Aim:
Output the material beneath this task exactly, images excluded.

Data extract:
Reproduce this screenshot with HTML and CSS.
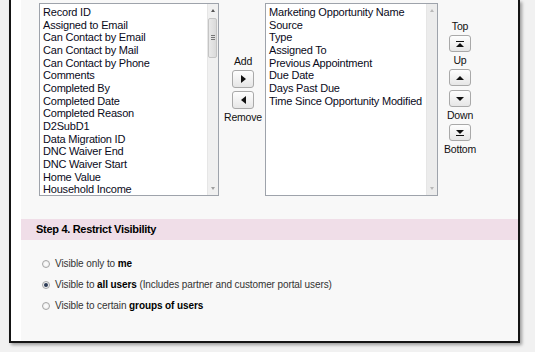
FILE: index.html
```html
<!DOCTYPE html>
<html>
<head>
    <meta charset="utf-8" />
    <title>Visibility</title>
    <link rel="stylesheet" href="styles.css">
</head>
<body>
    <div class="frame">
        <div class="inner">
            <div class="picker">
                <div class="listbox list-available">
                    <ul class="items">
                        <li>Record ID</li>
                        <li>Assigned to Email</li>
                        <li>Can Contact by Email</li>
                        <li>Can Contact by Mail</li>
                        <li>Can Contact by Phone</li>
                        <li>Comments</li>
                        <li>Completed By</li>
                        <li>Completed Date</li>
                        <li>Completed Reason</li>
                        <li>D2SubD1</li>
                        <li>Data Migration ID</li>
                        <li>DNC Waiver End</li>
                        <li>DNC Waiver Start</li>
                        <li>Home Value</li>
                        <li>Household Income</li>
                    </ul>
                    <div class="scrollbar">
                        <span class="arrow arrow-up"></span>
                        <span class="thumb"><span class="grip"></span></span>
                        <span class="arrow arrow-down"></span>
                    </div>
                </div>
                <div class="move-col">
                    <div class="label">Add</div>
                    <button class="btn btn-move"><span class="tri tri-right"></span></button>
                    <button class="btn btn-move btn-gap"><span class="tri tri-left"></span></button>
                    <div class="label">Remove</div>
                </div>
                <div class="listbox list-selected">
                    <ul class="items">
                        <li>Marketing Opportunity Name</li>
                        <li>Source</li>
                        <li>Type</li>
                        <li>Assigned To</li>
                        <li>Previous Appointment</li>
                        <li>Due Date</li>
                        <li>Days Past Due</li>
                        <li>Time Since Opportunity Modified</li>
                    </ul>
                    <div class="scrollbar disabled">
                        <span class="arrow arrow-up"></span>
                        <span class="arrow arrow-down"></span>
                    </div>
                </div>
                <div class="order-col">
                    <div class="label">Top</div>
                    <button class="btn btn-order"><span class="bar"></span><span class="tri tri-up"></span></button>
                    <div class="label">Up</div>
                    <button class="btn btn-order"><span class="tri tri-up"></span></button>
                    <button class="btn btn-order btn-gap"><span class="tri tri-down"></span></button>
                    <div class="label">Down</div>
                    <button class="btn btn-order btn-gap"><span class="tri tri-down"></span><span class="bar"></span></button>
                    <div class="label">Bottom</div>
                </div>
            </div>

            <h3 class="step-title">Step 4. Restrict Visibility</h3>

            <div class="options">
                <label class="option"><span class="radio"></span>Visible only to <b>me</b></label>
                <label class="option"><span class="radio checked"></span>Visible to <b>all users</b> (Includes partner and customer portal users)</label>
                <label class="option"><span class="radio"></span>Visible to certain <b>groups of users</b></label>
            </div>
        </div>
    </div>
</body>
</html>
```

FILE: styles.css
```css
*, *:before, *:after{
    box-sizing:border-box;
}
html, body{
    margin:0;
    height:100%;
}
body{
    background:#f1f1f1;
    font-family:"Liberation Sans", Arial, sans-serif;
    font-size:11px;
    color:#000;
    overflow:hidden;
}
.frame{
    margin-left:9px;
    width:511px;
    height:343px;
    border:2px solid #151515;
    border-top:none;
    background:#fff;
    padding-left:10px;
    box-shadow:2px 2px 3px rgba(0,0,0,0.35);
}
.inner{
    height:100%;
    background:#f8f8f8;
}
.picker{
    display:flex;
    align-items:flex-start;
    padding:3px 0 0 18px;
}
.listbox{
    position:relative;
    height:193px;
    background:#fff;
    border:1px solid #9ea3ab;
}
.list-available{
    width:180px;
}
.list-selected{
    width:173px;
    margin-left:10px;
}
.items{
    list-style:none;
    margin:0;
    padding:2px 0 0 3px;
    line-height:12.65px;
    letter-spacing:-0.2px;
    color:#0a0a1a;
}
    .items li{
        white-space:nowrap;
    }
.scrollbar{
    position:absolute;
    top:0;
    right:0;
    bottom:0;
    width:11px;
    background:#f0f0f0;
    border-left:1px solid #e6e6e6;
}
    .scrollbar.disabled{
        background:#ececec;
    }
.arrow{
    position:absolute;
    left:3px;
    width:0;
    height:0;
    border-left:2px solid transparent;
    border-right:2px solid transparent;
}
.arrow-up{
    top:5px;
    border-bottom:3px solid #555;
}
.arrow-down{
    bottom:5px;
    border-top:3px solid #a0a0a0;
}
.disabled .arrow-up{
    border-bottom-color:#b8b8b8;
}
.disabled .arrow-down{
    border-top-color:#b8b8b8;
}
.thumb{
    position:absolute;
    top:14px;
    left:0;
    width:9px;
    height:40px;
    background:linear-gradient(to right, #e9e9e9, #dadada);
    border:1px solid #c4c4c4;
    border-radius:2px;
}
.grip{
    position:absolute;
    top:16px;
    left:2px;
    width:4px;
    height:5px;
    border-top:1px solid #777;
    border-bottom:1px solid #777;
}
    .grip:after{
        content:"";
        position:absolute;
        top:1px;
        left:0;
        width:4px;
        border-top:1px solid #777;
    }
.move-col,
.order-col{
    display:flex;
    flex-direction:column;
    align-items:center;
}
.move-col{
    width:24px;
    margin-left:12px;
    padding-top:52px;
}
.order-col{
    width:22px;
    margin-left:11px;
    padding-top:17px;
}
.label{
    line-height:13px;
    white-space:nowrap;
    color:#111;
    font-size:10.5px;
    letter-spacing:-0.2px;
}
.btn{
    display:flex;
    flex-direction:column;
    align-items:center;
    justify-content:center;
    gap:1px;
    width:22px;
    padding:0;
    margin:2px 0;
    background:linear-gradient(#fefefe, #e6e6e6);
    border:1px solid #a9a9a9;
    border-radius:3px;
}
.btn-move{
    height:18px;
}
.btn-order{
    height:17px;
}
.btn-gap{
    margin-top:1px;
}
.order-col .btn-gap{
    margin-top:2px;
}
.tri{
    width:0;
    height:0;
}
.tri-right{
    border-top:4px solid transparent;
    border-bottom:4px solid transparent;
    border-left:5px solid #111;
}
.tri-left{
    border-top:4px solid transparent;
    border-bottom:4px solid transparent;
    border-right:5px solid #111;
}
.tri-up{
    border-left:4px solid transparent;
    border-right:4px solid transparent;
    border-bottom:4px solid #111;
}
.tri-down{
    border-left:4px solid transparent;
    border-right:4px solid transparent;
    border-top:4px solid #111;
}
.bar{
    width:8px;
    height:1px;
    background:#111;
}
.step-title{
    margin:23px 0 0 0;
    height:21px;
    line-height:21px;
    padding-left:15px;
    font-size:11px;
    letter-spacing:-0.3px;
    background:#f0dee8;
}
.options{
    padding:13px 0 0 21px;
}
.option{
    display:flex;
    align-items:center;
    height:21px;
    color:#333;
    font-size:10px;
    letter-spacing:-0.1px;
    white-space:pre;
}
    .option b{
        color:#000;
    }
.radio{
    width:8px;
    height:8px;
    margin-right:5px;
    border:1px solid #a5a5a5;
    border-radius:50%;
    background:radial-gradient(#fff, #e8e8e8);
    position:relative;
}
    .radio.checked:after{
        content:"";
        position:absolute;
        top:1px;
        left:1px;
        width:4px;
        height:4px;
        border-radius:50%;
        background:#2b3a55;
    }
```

Finished answer:
Reproduce this screenshot with HTML and CSS.
FILE: index.html
```html
<!DOCTYPE html>
<html>
<head>
    <meta charset="utf-8" />
    <title>Visibility</title>
    <link rel="stylesheet" href="styles.css">
</head>
<body>
    <div class="frame">
        <div class="inner">
            <div class="picker">
                <div class="listbox list-available">
                    <ul class="items">
                        <li>Record ID</li>
                        <li>Assigned to Email</li>
                        <li>Can Contact by Email</li>
                        <li>Can Contact by Mail</li>
                        <li>Can Contact by Phone</li>
                        <li>Comments</li>
                        <li>Completed By</li>
                        <li>Completed Date</li>
                        <li>Completed Reason</li>
                        <li>D2SubD1</li>
                        <li>Data Migration ID</li>
                        <li>DNC Waiver End</li>
                        <li>DNC Waiver Start</li>
                        <li>Home Value</li>
                        <li>Household Income</li>
                    </ul>
                    <div class="scrollbar">
                        <span class="arrow arrow-up"></span>
                        <span class="thumb"><span class="grip"></span></span>
                        <span class="arrow arrow-down"></span>
                    </div>
                </div>
                <div class="move-col">
                    <div class="label">Add</div>
                    <button class="btn btn-move"><span class="tri tri-right"></span></button>
                    <button class="btn btn-move btn-gap"><span class="tri tri-left"></span></button>
                    <div class="label">Remove</div>
                </div>
                <div class="listbox list-selected">
                    <ul class="items">
                        <li>Marketing Opportunity Name</li>
                        <li>Source</li>
                        <li>Type</li>
                        <li>Assigned To</li>
                        <li>Previous Appointment</li>
                        <li>Due Date</li>
                        <li>Days Past Due</li>
                        <li>Time Since Opportunity Modified</li>
                    </ul>
                    <div class="scrollbar disabled">
                        <span class="arrow arrow-up"></span>
                        <span class="arrow arrow-down"></span>
                    </div>
                </div>
                <div class="order-col">
                    <div class="label">Top</div>
                    <button class="btn btn-order"><span class="bar"></span><span class="tri tri-up"></span></button>
                    <div class="label">Up</div>
                    <button class="btn btn-order"><span class="tri tri-up"></span></button>
                    <button class="btn btn-order btn-gap"><span class="tri tri-down"></span></button>
                    <div class="label">Down</div>
                    <button class="btn btn-order btn-gap"><span class="tri tri-down"></span><span class="bar"></span></button>
                    <div class="label">Bottom</div>
                </div>
            </div>

            <h3 class="step-title">Step 4. Restrict Visibility</h3>

            <div class="options">
                <label class="option"><span class="radio"></span>Visible only to <b>me</b></label>
                <label class="option"><span class="radio checked"></span>Visible to <b>all users</b> (Includes partner and customer portal users)</label>
                <label class="option"><span class="radio"></span>Visible to certain <b>groups of users</b></label>
            </div>
        </div>
    </div>
</body>
</html>
```

FILE: styles.css
```css
*, *:before, *:after{
    box-sizing:border-box;
}
html, body{
    margin:0;
    height:100%;
}
body{
    background:#f1f1f1;
    font-family:"Liberation Sans", Arial, sans-serif;
    font-size:11px;
    color:#000;
    overflow:hidden;
}
.frame{
    margin-left:9px;
    width:511px;
    height:343px;
    border:2px solid #151515;
    border-top:none;
    background:#fff;
    padding-left:10px;
    box-shadow:2px 2px 3px rgba(0,0,0,0.35);
}
.inner{
    height:100%;
    background:#f8f8f8;
}
.picker{
    display:flex;
    align-items:flex-start;
    padding:3px 0 0 18px;
}
.listbox{
    position:relative;
    height:193px;
    background:#fff;
    border:1px solid #9ea3ab;
}
.list-available{
    width:180px;
}
.list-selected{
    width:173px;
    margin-left:10px;
}
.items{
    list-style:none;
    margin:0;
    padding:2px 0 0 3px;
    line-height:12.65px;
    letter-spacing:-0.2px;
    color:#0a0a1a;
}
    .items li{
        white-space:nowrap;
    }
.scrollbar{
    position:absolute;
    top:0;
    right:0;
    bottom:0;
    width:11px;
    background:#f0f0f0;
    border-left:1px solid #e6e6e6;
}
    .scrollbar.disabled{
        background:#ececec;
    }
.arrow{
    position:absolute;
    left:3px;
    width:0;
    height:0;
    border-left:2px solid transparent;
    border-right:2px solid transparent;
}
.arrow-up{
    top:5px;
    border-bottom:3px solid #555;
}
.arrow-down{
    bottom:5px;
    border-top:3px solid #a0a0a0;
}
.disabled .arrow-up{
    border-bottom-color:#b8b8b8;
}
.disabled .arrow-down{
    border-top-color:#b8b8b8;
}
.thumb{
    position:absolute;
    top:14px;
    left:0;
    width:9px;
    height:40px;
    background:linear-gradient(to right, #e9e9e9, #dadada);
    border:1px solid #c4c4c4;
    border-radius:2px;
}
.grip{
    position:absolute;
    top:16px;
    left:2px;
    width:4px;
    height:5px;
    border-top:1px solid #777;
    border-bottom:1px solid #777;
}
    .grip:after{
        content:"";
        position:absolute;
        top:1px;
        left:0;
        width:4px;
        border-top:1px solid #777;
    }
.move-col,
.order-col{
    display:flex;
    flex-direction:column;
    align-items:center;
}
.move-col{
    width:24px;
    margin-left:12px;
    padding-top:52px;
}
.order-col{
    width:22px;
    margin-left:11px;
    padding-top:17px;
}
.label{
    line-height:13px;
    white-space:nowrap;
    color:#111;
    font-size:10.5px;
    letter-spacing:-0.2px;
}
.btn{
    display:flex;
    flex-direction:column;
    align-items:center;
    justify-content:center;
    gap:1px;
    width:22px;
    padding:0;
    margin:2px 0;
    background:linear-gradient(#fefefe, #e6e6e6);
    border:1px solid #a9a9a9;
    border-radius:3px;
}
.btn-move{
    height:18px;
}
.btn-order{
    height:17px;
}
.btn-gap{
    margin-top:1px;
}
.order-col .btn-gap{
    margin-top:2px;
}
.tri{
    width:0;
    height:0;
}
.tri-right{
    border-top:4px solid transparent;
    border-bottom:4px solid transparent;
    border-left:5px solid #111;
}
.tri-left{
    border-top:4px solid transparent;
    border-bottom:4px solid transparent;
    border-right:5px solid #111;
}
.tri-up{
    border-left:4px solid transparent;
    border-right:4px solid transparent;
    border-bottom:4px solid #111;
}
.tri-down{
    border-left:4px solid transparent;
    border-right:4px solid transparent;
    border-top:4px solid #111;
}
.bar{
    width:8px;
    height:1px;
    background:#111;
}
.step-title{
    margin:23px 0 0 0;
    height:21px;
    line-height:21px;
    padding-left:15px;
    font-size:11px;
    letter-spacing:-0.3px;
    background:#f0dee8;
}
.options{
    padding:13px 0 0 21px;
}
.option{
    display:flex;
    align-items:center;
    height:21px;
    color:#333;
    font-size:10px;
    letter-spacing:-0.1px;
    white-space:pre;
}
    .option b{
        color:#000;
    }
.radio{
    width:8px;
    height:8px;
    margin-right:5px;
    border:1px solid #a5a5a5;
    border-radius:50%;
    background:radial-gradient(#fff, #e8e8e8);
    position:relative;
}
    .radio.checked:after{
        content:"";
        position:absolute;
        top:1px;
        left:1px;
        width:4px;
        height:4px;
        border-radius:50%;
        background:#2b3a55;
    }
```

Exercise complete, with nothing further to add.